Ukrainian discipline has been tough but necessary in terms of forcible conscription and the arrest of spies: these are the needs of the total war Ukraine is fighting, if unpopular. However, Ukraine is not fighting the uncertain, lumbering war of a mass conscript army, as are the Russians. Trained by NATO partners, Kyiv’s braves have become amongst the most proficient and motivated soldiers in the world. In many ways, this is the clash NATO prepared for throughout the Cold War, but never fought. As the Finns found in 1940 and the American Colonists discovered in the 1770s, both tiny citizen-armies who outperformed their larger professional rivals, there is always more moral courage and determination to be found when defending one’s homeland, especially in winter, when the going is toughest.
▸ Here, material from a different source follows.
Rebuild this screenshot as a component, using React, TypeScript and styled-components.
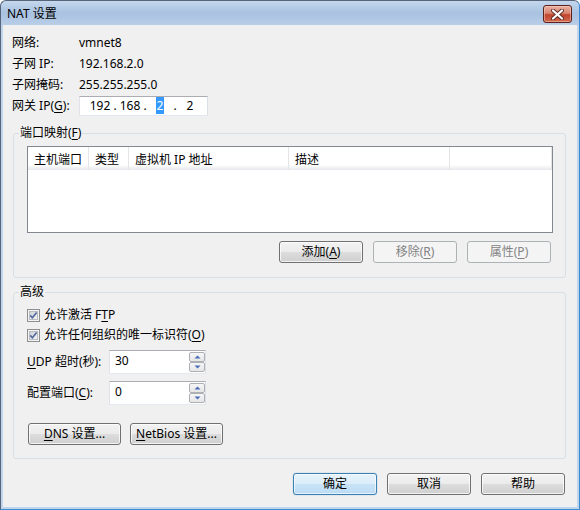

History is littered with surprising outcomes of such Clausewitzian clashes of wills, and suggests the same may be true for Ukraine, even if the future is as yet unclear to us. Russia’s centre of gravity, which drives its core purpose, is currently Putin, just as Alexander the Great, Genghis Khan, Napoleon, Stalin and Hitler drove their expansionist regimes in days of old. Should he be removed by whatever means, then the course of history will change. Meanwhile, the past hints that Napoleon’s maxim, of morale trumping physical resources by three to one, is still likely to hold good, even in the worst of weather, though in modern war extensive outside help is also vital. Armed with these, Zelensky’s lions can yet prevail in this bleakest of winter wars.